┌──

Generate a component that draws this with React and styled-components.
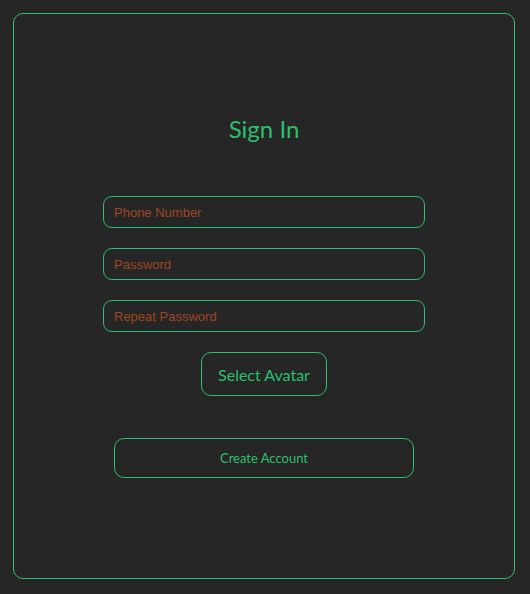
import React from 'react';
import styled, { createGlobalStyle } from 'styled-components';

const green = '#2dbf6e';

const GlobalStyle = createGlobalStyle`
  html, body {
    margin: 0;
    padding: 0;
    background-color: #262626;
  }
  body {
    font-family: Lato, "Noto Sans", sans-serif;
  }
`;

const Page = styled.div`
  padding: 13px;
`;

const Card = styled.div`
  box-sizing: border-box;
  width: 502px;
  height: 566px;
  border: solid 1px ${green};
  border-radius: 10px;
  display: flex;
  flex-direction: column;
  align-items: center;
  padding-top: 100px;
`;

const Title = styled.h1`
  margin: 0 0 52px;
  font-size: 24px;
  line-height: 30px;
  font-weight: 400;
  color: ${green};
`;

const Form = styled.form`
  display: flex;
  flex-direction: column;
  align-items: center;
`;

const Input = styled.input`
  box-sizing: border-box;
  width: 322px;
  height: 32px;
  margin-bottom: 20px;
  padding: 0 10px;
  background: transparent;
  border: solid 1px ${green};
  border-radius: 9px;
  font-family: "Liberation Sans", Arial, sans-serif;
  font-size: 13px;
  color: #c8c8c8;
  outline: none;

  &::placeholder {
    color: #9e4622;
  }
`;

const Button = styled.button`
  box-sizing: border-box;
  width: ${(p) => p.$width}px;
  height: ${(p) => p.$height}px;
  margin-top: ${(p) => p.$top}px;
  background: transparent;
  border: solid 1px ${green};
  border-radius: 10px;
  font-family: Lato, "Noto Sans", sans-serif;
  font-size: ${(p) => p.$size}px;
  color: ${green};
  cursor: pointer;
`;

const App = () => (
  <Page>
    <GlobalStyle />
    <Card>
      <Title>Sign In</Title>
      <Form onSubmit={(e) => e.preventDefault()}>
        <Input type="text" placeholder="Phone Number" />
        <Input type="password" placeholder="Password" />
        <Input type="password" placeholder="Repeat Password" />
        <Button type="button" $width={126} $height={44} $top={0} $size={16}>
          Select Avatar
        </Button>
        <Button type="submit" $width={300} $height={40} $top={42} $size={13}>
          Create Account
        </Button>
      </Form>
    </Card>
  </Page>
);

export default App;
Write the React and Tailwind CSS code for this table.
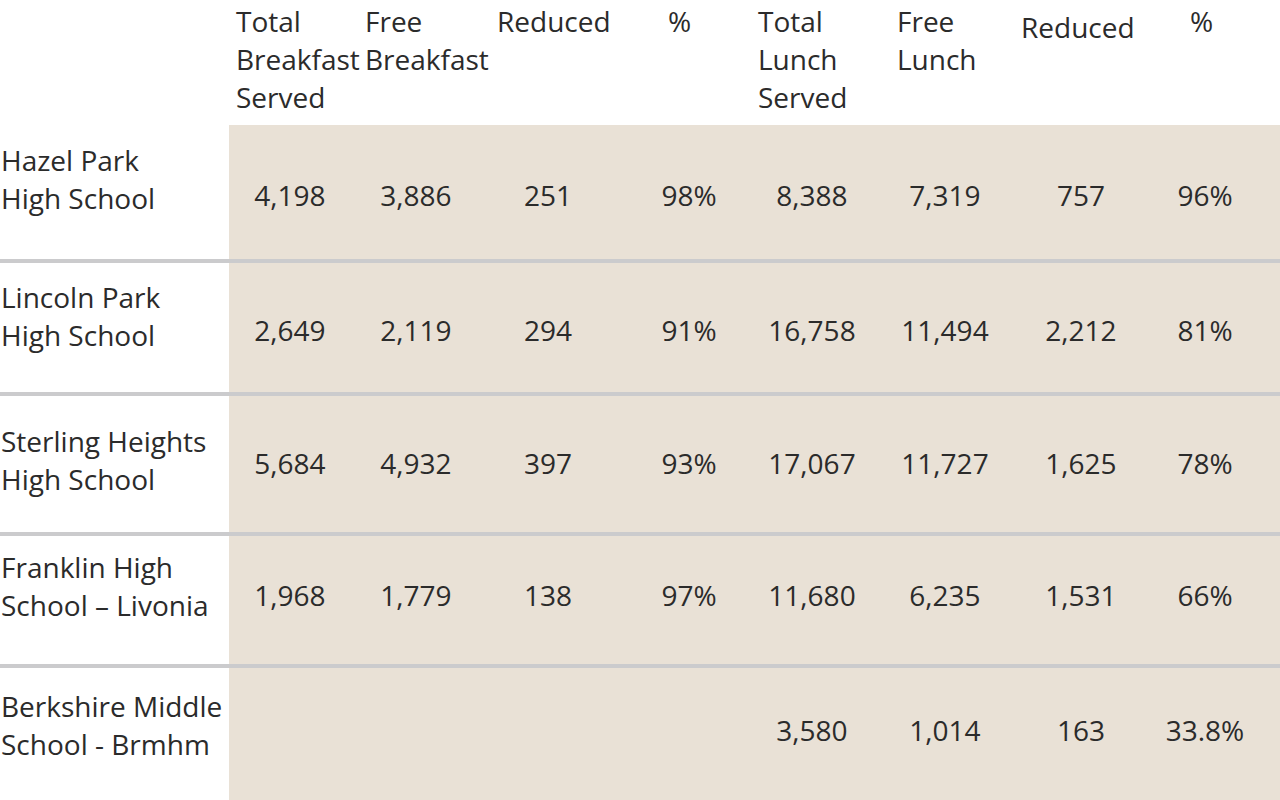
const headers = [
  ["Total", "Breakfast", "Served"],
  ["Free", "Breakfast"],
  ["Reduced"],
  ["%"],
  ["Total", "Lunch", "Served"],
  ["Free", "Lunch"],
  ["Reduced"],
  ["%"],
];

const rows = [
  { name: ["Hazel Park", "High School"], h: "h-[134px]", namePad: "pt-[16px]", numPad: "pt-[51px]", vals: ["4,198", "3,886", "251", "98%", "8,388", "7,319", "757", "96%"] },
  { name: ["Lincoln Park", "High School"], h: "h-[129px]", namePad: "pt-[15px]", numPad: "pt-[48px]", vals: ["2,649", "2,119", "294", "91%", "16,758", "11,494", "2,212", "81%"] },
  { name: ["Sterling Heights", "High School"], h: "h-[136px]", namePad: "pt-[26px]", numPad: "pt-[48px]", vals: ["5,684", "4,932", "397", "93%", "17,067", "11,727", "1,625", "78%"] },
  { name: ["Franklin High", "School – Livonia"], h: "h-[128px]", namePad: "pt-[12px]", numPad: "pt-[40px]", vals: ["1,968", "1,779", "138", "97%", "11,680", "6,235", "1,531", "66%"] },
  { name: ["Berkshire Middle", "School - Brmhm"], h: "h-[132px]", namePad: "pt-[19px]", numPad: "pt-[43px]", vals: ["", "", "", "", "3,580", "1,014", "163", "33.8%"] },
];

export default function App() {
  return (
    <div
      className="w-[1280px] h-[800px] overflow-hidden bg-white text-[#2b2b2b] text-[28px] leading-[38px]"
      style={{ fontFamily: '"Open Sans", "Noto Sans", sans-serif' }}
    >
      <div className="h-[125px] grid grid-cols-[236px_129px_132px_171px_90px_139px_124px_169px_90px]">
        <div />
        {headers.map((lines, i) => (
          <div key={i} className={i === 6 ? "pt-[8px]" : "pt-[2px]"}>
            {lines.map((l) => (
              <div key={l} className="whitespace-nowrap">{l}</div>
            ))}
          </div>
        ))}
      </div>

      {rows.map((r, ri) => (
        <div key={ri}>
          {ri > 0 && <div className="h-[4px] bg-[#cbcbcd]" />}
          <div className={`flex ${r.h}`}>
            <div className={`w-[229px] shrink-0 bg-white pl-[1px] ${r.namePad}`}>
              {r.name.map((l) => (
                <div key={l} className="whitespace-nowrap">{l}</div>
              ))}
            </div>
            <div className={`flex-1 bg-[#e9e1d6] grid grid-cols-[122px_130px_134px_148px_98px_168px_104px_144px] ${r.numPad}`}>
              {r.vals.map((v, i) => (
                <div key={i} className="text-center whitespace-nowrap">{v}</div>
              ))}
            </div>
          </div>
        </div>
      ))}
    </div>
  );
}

└──

__Aim__: Scan the data above; copy every line where "components" appears.

__The answer__:
Generate a component that draws this with React and styled-components.
import styled, { createGlobalStyle } from 'styled-components';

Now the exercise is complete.